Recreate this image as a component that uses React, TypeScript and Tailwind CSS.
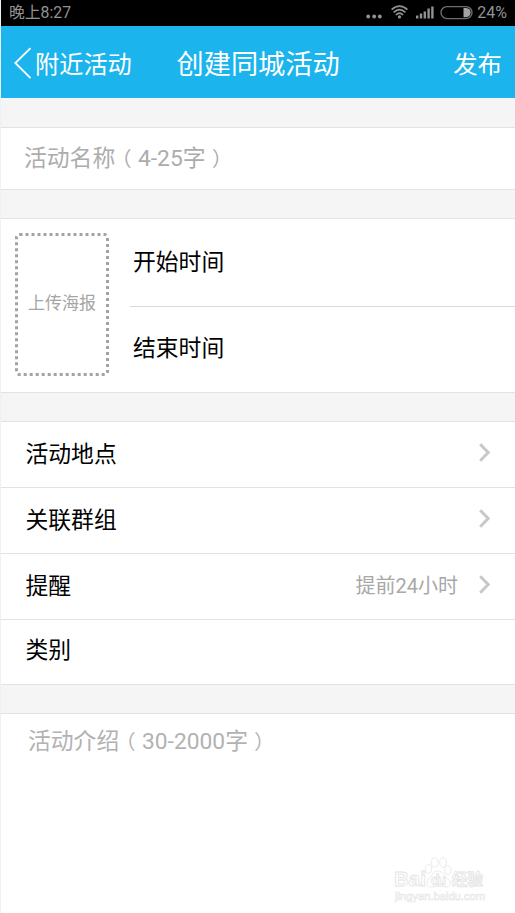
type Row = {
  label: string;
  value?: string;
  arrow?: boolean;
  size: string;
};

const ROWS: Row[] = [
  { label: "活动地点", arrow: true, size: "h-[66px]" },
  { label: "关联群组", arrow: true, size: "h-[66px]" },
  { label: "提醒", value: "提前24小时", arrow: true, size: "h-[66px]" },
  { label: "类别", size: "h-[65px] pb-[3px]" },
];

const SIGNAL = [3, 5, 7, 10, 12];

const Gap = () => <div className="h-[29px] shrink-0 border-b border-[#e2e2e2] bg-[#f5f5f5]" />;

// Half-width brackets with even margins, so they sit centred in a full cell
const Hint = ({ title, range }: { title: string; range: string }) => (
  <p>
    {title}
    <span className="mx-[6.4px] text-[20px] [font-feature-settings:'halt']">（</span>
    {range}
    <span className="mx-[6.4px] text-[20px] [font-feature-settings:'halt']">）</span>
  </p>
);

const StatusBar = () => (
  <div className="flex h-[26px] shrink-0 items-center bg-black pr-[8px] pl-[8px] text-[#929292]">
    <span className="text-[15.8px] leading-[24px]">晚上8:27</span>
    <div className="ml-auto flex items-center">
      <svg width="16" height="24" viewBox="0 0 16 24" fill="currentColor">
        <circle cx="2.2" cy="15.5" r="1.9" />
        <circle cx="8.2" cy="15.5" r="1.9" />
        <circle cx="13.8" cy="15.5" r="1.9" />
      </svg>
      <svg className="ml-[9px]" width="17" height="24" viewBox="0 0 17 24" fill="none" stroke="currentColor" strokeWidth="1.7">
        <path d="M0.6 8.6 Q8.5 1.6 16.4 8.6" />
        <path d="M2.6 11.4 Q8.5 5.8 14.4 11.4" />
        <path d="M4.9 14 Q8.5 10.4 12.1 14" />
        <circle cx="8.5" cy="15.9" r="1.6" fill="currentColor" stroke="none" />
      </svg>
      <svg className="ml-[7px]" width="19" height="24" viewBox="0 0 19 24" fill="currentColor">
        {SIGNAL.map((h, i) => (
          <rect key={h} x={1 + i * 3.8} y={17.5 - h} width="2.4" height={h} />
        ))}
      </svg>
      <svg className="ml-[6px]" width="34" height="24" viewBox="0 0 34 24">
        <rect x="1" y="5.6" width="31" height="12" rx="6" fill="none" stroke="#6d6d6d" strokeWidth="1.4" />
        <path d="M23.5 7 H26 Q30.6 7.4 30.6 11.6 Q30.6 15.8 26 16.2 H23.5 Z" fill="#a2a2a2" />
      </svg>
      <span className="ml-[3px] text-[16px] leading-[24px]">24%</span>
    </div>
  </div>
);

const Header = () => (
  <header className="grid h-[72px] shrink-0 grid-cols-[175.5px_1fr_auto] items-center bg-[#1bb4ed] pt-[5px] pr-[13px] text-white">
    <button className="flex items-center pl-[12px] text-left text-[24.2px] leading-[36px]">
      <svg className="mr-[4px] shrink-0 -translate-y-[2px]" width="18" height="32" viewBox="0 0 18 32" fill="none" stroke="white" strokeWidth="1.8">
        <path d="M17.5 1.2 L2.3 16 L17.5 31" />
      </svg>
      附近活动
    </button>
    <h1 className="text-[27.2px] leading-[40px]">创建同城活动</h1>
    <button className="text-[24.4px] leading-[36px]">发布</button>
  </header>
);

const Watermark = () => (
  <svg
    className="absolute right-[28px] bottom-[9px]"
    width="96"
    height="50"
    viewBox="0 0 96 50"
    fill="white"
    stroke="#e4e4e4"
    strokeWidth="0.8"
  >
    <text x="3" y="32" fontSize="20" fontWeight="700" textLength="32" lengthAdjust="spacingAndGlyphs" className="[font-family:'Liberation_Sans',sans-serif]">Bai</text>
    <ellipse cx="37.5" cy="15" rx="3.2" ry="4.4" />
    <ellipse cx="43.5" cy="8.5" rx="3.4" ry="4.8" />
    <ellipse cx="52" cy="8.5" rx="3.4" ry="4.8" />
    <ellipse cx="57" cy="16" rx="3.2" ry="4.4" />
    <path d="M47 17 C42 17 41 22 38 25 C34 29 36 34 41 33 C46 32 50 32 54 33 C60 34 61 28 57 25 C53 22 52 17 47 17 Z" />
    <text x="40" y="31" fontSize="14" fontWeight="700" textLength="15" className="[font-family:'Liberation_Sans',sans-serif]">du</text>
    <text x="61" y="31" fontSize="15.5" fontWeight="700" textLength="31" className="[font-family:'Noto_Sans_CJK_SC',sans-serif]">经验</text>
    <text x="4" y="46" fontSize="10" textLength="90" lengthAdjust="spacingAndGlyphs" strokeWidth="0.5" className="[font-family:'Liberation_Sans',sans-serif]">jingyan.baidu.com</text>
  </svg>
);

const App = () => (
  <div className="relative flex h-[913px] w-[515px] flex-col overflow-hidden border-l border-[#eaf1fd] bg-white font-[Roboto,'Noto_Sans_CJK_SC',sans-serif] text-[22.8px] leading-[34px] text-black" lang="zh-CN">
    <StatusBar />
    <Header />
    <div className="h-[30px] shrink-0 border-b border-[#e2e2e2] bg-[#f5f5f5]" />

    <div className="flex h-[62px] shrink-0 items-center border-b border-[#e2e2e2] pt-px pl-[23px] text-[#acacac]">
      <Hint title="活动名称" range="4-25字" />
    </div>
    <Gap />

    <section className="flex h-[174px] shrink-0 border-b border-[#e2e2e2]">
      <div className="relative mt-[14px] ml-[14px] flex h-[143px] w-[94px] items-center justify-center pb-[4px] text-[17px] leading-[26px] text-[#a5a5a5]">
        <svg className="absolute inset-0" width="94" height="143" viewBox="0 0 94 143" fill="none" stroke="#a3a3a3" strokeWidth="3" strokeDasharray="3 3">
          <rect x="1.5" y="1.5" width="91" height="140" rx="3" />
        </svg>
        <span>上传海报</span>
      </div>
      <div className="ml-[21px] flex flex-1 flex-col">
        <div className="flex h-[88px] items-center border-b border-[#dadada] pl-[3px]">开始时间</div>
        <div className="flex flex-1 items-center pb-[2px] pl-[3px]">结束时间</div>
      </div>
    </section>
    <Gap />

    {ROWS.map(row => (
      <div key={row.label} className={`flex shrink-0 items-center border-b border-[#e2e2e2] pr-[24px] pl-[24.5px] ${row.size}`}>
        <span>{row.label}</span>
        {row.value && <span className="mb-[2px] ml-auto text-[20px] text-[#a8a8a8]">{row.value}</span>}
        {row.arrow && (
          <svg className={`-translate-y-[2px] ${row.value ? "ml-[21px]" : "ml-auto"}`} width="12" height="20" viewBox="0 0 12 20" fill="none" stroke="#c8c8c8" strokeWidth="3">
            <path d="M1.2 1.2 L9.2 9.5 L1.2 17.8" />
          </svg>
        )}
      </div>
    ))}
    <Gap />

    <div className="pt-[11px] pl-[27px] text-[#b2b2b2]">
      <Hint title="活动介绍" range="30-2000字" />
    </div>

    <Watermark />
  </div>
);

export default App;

::::

**WRITTEN REQUEST:**
Repeat the listing verbatim. Skip the pictures.

**SOLUTION FOR THIS EXERCISE:**
Recreate this image as a component that uses React, TypeScript and Tailwind CSS.
type Row = {
  label: string;
  value?: string;
  arrow?: boolean;
  size: string;
};

const ROWS: Row[] = [
  { label: "活动地点", arrow: true, size: "h-[66px]" },
  { label: "关联群组", arrow: true, size: "h-[66px]" },
  { label: "提醒", value: "提前24小时", arrow: true, size: "h-[66px]" },
  { label: "类别", size: "h-[65px] pb-[3px]" },
];

const SIGNAL = [3, 5, 7, 10, 12];

const Gap = () => <div className="h-[29px] shrink-0 border-b border-[#e2e2e2] bg-[#f5f5f5]" />;

// Half-width brackets with even margins, so they sit centred in a full cell
const Hint = ({ title, range }: { title: string; range: string }) => (
  <p>
    {title}
    <span className="mx-[6.4px] text-[20px] [font-feature-settings:'halt']">（</span>
    {range}
    <span className="mx-[6.4px] text-[20px] [font-feature-settings:'halt']">）</span>
  </p>
);

const StatusBar = () => (
  <div className="flex h-[26px] shrink-0 items-center bg-black pr-[8px] pl-[8px] text-[#929292]">
    <span className="text-[15.8px] leading-[24px]">晚上8:27</span>
    <div className="ml-auto flex items-center">
      <svg width="16" height="24" viewBox="0 0 16 24" fill="currentColor">
        <circle cx="2.2" cy="15.5" r="1.9" />
        <circle cx="8.2" cy="15.5" r="1.9" />
        <circle cx="13.8" cy="15.5" r="1.9" />
      </svg>
      <svg className="ml-[9px]" width="17" height="24" viewBox="0 0 17 24" fill="none" stroke="currentColor" strokeWidth="1.7">
        <path d="M0.6 8.6 Q8.5 1.6 16.4 8.6" />
        <path d="M2.6 11.4 Q8.5 5.8 14.4 11.4" />
        <path d="M4.9 14 Q8.5 10.4 12.1 14" />
        <circle cx="8.5" cy="15.9" r="1.6" fill="currentColor" stroke="none" />
      </svg>
      <svg className="ml-[7px]" width="19" height="24" viewBox="0 0 19 24" fill="currentColor">
        {SIGNAL.map((h, i) => (
          <rect key={h} x={1 + i * 3.8} y={17.5 - h} width="2.4" height={h} />
        ))}
      </svg>
      <svg className="ml-[6px]" width="34" height="24" viewBox="0 0 34 24">
        <rect x="1" y="5.6" width="31" height="12" rx="6" fill="none" stroke="#6d6d6d" strokeWidth="1.4" />
        <path d="M23.5 7 H26 Q30.6 7.4 30.6 11.6 Q30.6 15.8 26 16.2 H23.5 Z" fill="#a2a2a2" />
      </svg>
      <span className="ml-[3px] text-[16px] leading-[24px]">24%</span>
    </div>
  </div>
);

const Header = () => (
  <header className="grid h-[72px] shrink-0 grid-cols-[175.5px_1fr_auto] items-center bg-[#1bb4ed] pt-[5px] pr-[13px] text-white">
    <button className="flex items-center pl-[12px] text-left text-[24.2px] leading-[36px]">
      <svg className="mr-[4px] shrink-0 -translate-y-[2px]" width="18" height="32" viewBox="0 0 18 32" fill="none" stroke="white" strokeWidth="1.8">
        <path d="M17.5 1.2 L2.3 16 L17.5 31" />
      </svg>
      附近活动
    </button>
    <h1 className="text-[27.2px] leading-[40px]">创建同城活动</h1>
    <button className="text-[24.4px] leading-[36px]">发布</button>
  </header>
);

const Watermark = () => (
  <svg
    className="absolute right-[28px] bottom-[9px]"
    width="96"
    height="50"
    viewBox="0 0 96 50"
    fill="white"
    stroke="#e4e4e4"
    strokeWidth="0.8"
  >
    <text x="3" y="32" fontSize="20" fontWeight="700" textLength="32" lengthAdjust="spacingAndGlyphs" className="[font-family:'Liberation_Sans',sans-serif]">Bai</text>
    <ellipse cx="37.5" cy="15" rx="3.2" ry="4.4" />
    <ellipse cx="43.5" cy="8.5" rx="3.4" ry="4.8" />
    <ellipse cx="52" cy="8.5" rx="3.4" ry="4.8" />
    <ellipse cx="57" cy="16" rx="3.2" ry="4.4" />
    <path d="M47 17 C42 17 41 22 38 25 C34 29 36 34 41 33 C46 32 50 32 54 33 C60 34 61 28 57 25 C53 22 52 17 47 17 Z" />
    <text x="40" y="31" fontSize="14" fontWeight="700" textLength="15" className="[font-family:'Liberation_Sans',sans-serif]">du</text>
    <text x="61" y="31" fontSize="15.5" fontWeight="700" textLength="31" className="[font-family:'Noto_Sans_CJK_SC',sans-serif]">经验</text>
    <text x="4" y="46" fontSize="10" textLength="90" lengthAdjust="spacingAndGlyphs" strokeWidth="0.5" className="[font-family:'Liberation_Sans',sans-serif]">jingyan.baidu.com</text>
  </svg>
);

const App = () => (
  <div className="relative flex h-[913px] w-[515px] flex-col overflow-hidden border-l border-[#eaf1fd] bg-white font-[Roboto,'Noto_Sans_CJK_SC',sans-serif] text-[22.8px] leading-[34px] text-black" lang="zh-CN">
    <StatusBar />
    <Header />
    <div className="h-[30px] shrink-0 border-b border-[#e2e2e2] bg-[#f5f5f5]" />

    <div className="flex h-[62px] shrink-0 items-center border-b border-[#e2e2e2] pt-px pl-[23px] text-[#acacac]">
      <Hint title="活动名称" range="4-25字" />
    </div>
    <Gap />

    <section className="flex h-[174px] shrink-0 border-b border-[#e2e2e2]">
      <div className="relative mt-[14px] ml-[14px] flex h-[143px] w-[94px] items-center justify-center pb-[4px] text-[17px] leading-[26px] text-[#a5a5a5]">
        <svg className="absolute inset-0" width="94" height="143" viewBox="0 0 94 143" fill="none" stroke="#a3a3a3" strokeWidth="3" strokeDasharray="3 3">
          <rect x="1.5" y="1.5" width="91" height="140" rx="3" />
        </svg>
        <span>上传海报</span>
      </div>
      <div className="ml-[21px] flex flex-1 flex-col">
        <div className="flex h-[88px] items-center border-b border-[#dadada] pl-[3px]">开始时间</div>
        <div className="flex flex-1 items-center pb-[2px] pl-[3px]">结束时间</div>
      </div>
    </section>
    <Gap />

    {ROWS.map(row => (
      <div key={row.label} className={`flex shrink-0 items-center border-b border-[#e2e2e2] pr-[24px] pl-[24.5px] ${row.size}`}>
        <span>{row.label}</span>
        {row.value && <span className="mb-[2px] ml-auto text-[20px] text-[#a8a8a8]">{row.value}</span>}
        {row.arrow && (
          <svg className={`-translate-y-[2px] ${row.value ? "ml-[21px]" : "ml-auto"}`} width="12" height="20" viewBox="0 0 12 20" fill="none" stroke="#c8c8c8" strokeWidth="3">
            <path d="M1.2 1.2 L9.2 9.5 L1.2 17.8" />
          </svg>
        )}
      </div>
    ))}
    <Gap />

    <div className="pt-[11px] pl-[27px] text-[#b2b2b2]">
      <Hint title="活动介绍" range="30-2000字" />
    </div>

    <Watermark />
  </div>
);

export default App;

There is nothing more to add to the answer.